:: What the task asks ::
Check each line of the records below and collect those that include the word "page".

:: Entries ::
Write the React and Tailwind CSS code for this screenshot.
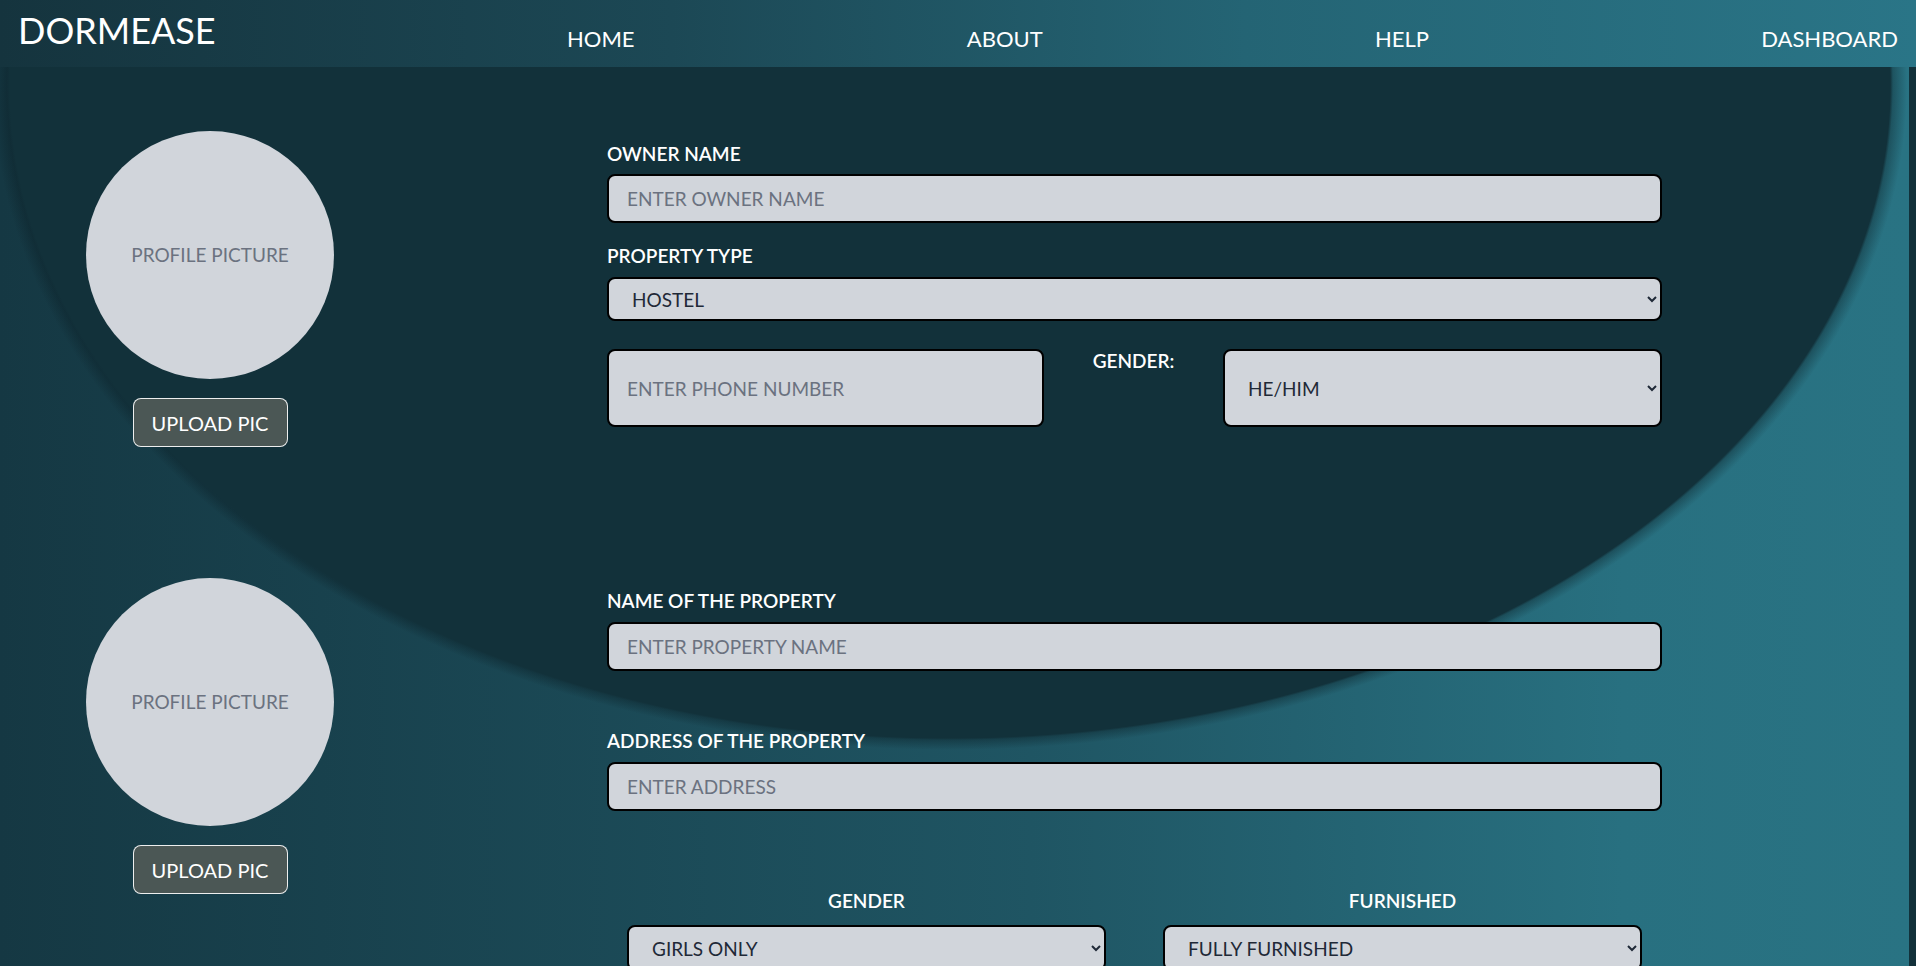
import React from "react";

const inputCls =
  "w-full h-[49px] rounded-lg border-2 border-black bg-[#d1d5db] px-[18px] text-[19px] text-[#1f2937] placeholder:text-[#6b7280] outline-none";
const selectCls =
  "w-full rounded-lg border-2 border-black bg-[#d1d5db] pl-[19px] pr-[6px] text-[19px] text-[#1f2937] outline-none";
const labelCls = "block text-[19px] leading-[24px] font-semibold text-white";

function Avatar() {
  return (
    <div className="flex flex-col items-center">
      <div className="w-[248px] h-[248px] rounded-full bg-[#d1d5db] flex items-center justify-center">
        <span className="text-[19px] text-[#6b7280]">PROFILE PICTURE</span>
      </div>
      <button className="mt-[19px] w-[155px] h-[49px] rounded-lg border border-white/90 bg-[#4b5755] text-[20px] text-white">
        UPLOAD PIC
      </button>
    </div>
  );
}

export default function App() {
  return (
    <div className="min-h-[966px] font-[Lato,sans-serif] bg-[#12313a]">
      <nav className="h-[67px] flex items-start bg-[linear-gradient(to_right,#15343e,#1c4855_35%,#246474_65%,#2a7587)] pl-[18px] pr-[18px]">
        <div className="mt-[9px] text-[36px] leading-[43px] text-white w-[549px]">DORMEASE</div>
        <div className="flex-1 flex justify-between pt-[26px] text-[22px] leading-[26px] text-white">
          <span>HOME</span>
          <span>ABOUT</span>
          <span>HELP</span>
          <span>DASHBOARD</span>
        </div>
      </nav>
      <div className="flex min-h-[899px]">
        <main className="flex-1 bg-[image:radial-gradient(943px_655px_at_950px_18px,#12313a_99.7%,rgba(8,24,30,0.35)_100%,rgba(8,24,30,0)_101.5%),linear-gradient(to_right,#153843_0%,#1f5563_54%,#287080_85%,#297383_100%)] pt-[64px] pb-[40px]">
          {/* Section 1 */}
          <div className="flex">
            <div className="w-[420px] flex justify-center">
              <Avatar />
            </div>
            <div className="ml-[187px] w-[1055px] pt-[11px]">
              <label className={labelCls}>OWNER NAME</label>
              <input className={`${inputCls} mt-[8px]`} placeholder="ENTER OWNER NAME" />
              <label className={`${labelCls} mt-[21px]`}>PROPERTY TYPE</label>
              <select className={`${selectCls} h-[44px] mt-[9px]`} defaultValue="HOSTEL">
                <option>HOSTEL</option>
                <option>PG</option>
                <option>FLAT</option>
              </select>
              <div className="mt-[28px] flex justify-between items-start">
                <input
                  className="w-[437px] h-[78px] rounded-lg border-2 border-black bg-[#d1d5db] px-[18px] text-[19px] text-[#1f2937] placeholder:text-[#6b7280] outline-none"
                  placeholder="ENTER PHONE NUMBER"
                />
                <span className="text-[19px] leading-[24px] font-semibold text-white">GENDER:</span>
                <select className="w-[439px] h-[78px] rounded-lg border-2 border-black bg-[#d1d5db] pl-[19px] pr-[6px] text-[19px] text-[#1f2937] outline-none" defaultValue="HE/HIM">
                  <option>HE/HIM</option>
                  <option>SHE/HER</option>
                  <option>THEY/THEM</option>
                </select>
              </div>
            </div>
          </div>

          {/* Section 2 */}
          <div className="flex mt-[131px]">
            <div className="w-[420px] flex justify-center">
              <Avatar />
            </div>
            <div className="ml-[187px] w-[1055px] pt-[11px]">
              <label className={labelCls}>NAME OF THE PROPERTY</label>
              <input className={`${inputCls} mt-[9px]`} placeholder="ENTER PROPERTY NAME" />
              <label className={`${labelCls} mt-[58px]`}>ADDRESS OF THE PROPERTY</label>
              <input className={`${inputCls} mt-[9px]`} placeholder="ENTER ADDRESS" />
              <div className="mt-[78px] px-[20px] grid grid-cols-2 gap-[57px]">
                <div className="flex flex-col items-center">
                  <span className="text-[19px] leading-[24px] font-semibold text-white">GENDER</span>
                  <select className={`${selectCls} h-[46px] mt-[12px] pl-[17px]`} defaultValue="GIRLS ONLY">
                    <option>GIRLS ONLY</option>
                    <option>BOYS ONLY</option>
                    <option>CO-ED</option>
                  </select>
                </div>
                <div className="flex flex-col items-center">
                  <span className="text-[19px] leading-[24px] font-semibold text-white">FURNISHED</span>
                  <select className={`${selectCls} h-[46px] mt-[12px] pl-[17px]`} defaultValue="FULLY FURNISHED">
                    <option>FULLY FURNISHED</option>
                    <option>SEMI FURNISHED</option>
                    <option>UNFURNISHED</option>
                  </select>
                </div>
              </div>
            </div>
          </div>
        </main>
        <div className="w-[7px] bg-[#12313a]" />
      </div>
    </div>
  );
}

* * *

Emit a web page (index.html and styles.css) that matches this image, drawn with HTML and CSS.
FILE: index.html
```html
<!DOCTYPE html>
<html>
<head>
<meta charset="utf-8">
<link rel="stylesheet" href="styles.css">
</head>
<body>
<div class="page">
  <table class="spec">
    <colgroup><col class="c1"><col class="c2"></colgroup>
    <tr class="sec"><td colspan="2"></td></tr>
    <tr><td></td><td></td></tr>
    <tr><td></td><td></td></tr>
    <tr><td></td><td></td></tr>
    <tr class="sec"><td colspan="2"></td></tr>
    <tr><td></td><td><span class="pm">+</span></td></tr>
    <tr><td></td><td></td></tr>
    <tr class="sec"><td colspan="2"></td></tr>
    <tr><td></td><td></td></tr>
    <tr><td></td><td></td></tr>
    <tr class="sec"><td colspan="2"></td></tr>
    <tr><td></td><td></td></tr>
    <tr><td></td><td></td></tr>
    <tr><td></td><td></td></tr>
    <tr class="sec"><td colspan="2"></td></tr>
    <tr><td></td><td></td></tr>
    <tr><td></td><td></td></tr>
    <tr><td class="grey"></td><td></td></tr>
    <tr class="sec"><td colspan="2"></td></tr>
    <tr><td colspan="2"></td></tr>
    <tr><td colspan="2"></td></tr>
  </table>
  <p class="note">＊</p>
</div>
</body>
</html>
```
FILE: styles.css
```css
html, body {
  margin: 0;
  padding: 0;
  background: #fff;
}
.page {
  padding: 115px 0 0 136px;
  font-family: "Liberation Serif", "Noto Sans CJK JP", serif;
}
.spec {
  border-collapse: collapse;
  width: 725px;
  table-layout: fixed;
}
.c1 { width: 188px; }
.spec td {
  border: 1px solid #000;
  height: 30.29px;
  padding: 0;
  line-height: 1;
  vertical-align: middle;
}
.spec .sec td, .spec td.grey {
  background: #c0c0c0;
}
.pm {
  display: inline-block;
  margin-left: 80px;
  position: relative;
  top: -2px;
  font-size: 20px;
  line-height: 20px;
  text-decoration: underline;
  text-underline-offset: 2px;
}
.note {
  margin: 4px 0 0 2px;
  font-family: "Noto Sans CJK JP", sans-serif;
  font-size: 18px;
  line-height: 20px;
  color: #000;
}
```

:: Solution for this task ::
Emit a web page (index.html and styles.css) that matches this image, drawn with HTML and CSS.
<div class="page">
.page {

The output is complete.